Ben Seretan ’10, a former WestCo president, agrees that there is an unfortunate stigma when it comes to relations between WestCo and the outside student body. He stressed, however, that the declining resident numbers may have to do with last year's closure of the WestCo Café, an important communal gathering area. Overall, however, Seretan thinks that ResLife has mixed two separate issues.
“It's two different problems,” he said. “The number of applicants has to do with WestCo as a desirable living space while Zonker Harris Day has to do with people wanting to go to Wesleyan because of a festival.”
The administration, however, including Roth, who has made a point of criticizing the “Keep Wes Weird” culture-for-culture's sake ethic, does not seem to be budging.

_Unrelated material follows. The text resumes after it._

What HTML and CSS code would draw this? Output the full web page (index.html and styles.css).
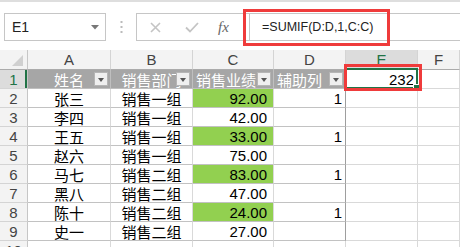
FILE: index.html
```html
<!DOCTYPE html>
<html lang="zh-CN">
<head>
    <meta charset="UTF-8">
    <title>SUMIF 辅助列</title>
    <link rel="stylesheet" href="styles.css">
</head>
<body>

<div class="ribbon-edge"></div>

<div class="toolbar">
    <div class="name-box">
        <span>E1</span>
        <svg class="caret" width="8" height="5" viewBox="0 0 8 5"><path d="M0 0H8L4 4.5Z" fill="#777"/></svg>
    </div>
    <div class="grip">
        <svg width="3" height="12" viewBox="0 0 3 12"><rect x="0.5" y="0" width="2" height="2" fill="#bbb"/><rect x="0.5" y="5" width="2" height="2" fill="#bbb"/><rect x="0.5" y="10" width="2" height="2" fill="#bbb"/></svg>
    </div>
    <div class="formula-bar">
        <div class="fx-tools">
            <svg class="tool-cancel" width="11" height="11" viewBox="0 0 11 11"><path d="M1 1L10 10M10 1L1 10" stroke="#c4c4c4" stroke-width="1.6"/></svg>
            <svg class="tool-enter" width="14" height="11" viewBox="0 0 14 11"><path d="M1 5.5L5 9.5L13 1" stroke="#c4c4c4" stroke-width="1.8" fill="none"/></svg>
            <span class="fx">fx</span>
        </div>
        <div class="formula-input">=SUMIF(D:D,1,C:C)</div>
    </div>
</div>

<div class="sheet" id="sheet"></div>

<div class="mark mark-formula"></div>
<div class="mark mark-cell"></div>

<script>
    const header = ['姓名', '销售部门', '销售业绩', '辅助列'];
    const rows = [
        ['张三', '销售一组', '92.00', '1'],
        ['李四', '销售一组', '42.00', ''],
        ['王五', '销售一组', '33.00', '1'],
        ['赵六', '销售一组', '75.00', ''],
        ['马七', '销售二组', '83.00', '1'],
        ['黑八', '销售二组', '47.00', ''],
        ['陈十', '销售二组', '24.00', '1'],
        ['史一', '销售二组', '27.00', '']
    ];

    const sheet = document.getElementById('sheet');

    function cell(cls, text) {
        const div = document.createElement('div');
        div.className = 'cell ' + cls;
        if (text) div.textContent = text;
        sheet.appendChild(div);
        return div;
    }

    // column letters
    const corner = cell('corner', '');
    corner.innerHTML = '<svg width="12" height="12" viewBox="0 0 12 12"><path d="M11 0V11H0Z" fill="#d0d0d0"/></svg>';
    ['A', 'B', 'C', 'D', 'E', 'F'].forEach(letter => {
        cell('col-head' + (letter === 'E' ? ' active' : ''), letter);
    });

    // row 1: filter header
    cell('row-head active', '1');
    header.forEach((title, i) => {
        const c = cell('th th-' + i, title);
        const btn = document.createElement('span');
        btn.className = 'filter';
        c.appendChild(btn);
    });
    const result = cell('num selected', '232');
    result.innerHTML += '<span class="handle"></span>';
    cell('', '');

    // data rows
    rows.forEach((r, i) => {
        cell('row-head', String(i + 2));
        cell('td center', r[0]);
        cell('td center', r[1]);
        cell('td num amount' + (r[3] ? ' green' : ''), r[2]);
        cell('td num last', r[3]);
        cell('', '');
        cell('', '');
    });

    cell('row-head', '10');
    for (let i = 0; i < 6; i++) cell('', '');
</script>

</body>
</html>
```

FILE: styles.css
```css
body {
    margin: 0;
    width: 460px;
    height: 247px;
    overflow: hidden;
    position: relative;
    background-color: #fff;
    font-family: "Liberation Sans", "Noto Sans CJK SC", sans-serif;
    color: #000;
}

.ribbon-edge {
    height: 2px;
    background-color: #dedede;
}

/* name box + formula bar */
.toolbar {
    height: 48px;
    box-sizing: border-box;
    padding-top: 11px;
    display: flex;
    align-items: flex-start;
}

.name-box {
    margin-left: 4px;
    width: 102px;
    height: 28px;
    box-sizing: border-box;
    border: 1px solid #c6c6c6;
    display: flex;
    align-items: center;
    justify-content: space-between;
    padding: 0 6px 0 7px;
    font-size: 14px;
    color: #222;
}

.grip {
    width: 30px;
    height: 28px;
    display: flex;
    align-items: center;
    justify-content: center;
}

.formula-bar {
    flex: 1;
    height: 28px;
    box-sizing: border-box;
    border: 1px solid #c6c6c6;
    border-right: none;
    display: flex;
}

.fx-tools {
    width: 112px;
    display: flex;
    align-items: center;
    padding-left: 13px;
    box-sizing: border-box;
}

.tool-enter {
    margin-left: 24px;
}

.fx {
    margin-left: 19px;
    font-family: "Liberation Serif", serif;
    font-style: italic;
    font-size: 15px;
    color: #666;
}

.formula-input {
    flex: 1;
    border-left: 1px solid #c6c6c6;
    padding-left: 12px;
    display: flex;
    align-items: center;
    font-size: 12.5px;
    color: #222;
}

/* worksheet grid */
.sheet {
    display: grid;
    grid-template-columns: 28px 83px 82px 81px 72px 72px 1fr;
    grid-template-rows: 20px;
    grid-auto-rows: 19px;
}

.cell {
    box-sizing: border-box;
    border-right: 1px solid #d9d9d9;
    border-bottom: 1px solid #d9d9d9;
    display: flex;
    align-items: center;
    padding: 0 3px;
    font-size: 15px;
    white-space: nowrap;
    overflow: hidden;
    position: relative;
}

.corner {
    background-color: #f3f3f3;
    border-right-color: #c6c6c6;
    border-bottom-color: #ababab;
    align-items: flex-end;
    justify-content: flex-end;
    padding: 0 3px 2px 0;
}

.col-head {
    background-color: #f3f3f3;
    border-right-color: #d4d4d4;
    border-bottom-color: #ababab;
    justify-content: center;
    color: #444;
}

.col-head.active {
    background-color: #dcdcdc;
    color: #217346;
}

.row-head {
    background-color: #f3f3f3;
    border-right-color: #c6c6c6;
    border-bottom-color: #d4d4d4;
    justify-content: center;
    color: #444;
}

.row-head.active {
    background-color: #dcdcdc;
    color: #217346;
    box-shadow: inset -2px 0 0 #217346;
}

/* table header row with filter buttons */
.th {
    background-color: #a6a6a6;
    color: #fff;
    border-color: #bfbfbf;
    justify-content: center;
}

.th-2, .th-3 {
    justify-content: flex-start;
}

.th-3 {
    border-right-color: #9e9e9e;
}

.filter {
    position: absolute;
    right: 2px;
    top: 2px;
    width: 14px;
    height: 14px;
    box-sizing: border-box;
    background-color: #efefef;
    border: 1px solid #b5b5b5;
}

.filter::after {
    content: "";
    position: absolute;
    left: 3px;
    top: 5px;
    border-left: 3.5px solid transparent;
    border-right: 3.5px solid transparent;
    border-top: 4px solid #555;
}

.td {
    border-bottom-color: #c2c2c2;
}

.center {
    justify-content: center;
}

.num {
    justify-content: flex-end;
}

.amount {
    padding-right: 6px;
}

.green {
    background-color: #92d050;
}

.last {
    border-right-color: #9e9e9e;
}

.selected {
    overflow: visible;
}

.selected::before {
    content: "";
    position: absolute;
    left: -2px;
    top: -2px;
    right: -1px;
    bottom: -1px;
    border: 2px solid #217346;
}

.handle {
    position: absolute;
    right: -3px;
    bottom: -3px;
    width: 5px;
    height: 5px;
    background-color: #217346;
    border: 1px solid #fff;
}

/* red annotation boxes */
.mark {
    position: absolute;
    border: 3px solid #ef3b3b;
    box-sizing: border-box;
}

.mark-formula {
    left: 243px;
    top: 9px;
    width: 147px;
    height: 37px;
}

.mark-cell {
    left: 344px;
    top: 64px;
    width: 78px;
    height: 27px;
}
```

“Zonker Harris day should not be on the calendar next year, and it won't be,” Roth said. “The institution should make it clear that it's not supporting things that are stupid.”
In the face of the administrative coalition against the festival's title, the Wesleyan Student Assembly has taken up the issue. Mike Pernick ’10, chair of the WSA Student Affairs Committee, thinks that the fundamental point of WestCo as a student community has been undermined.
“I think, in this situation, ResLife handled it very inappropriately,” he said. “The problem with this is that for years WestCo has had a self-governing system. As long as they don't violate the University's policies or the law, WestCo can self-govern. That has been brought into question this year and that is troubling.”
Ultimately, though Pernick sees a problematic chipping away at student culture, he is not beholden to anything too conspiratorial.
“I don't think there is an evil master plan to take everything Wesleyan out of Wesleyan,” he said. “I do think a lot of decisions that have been made undermine student traditions and the students' best interest, however.”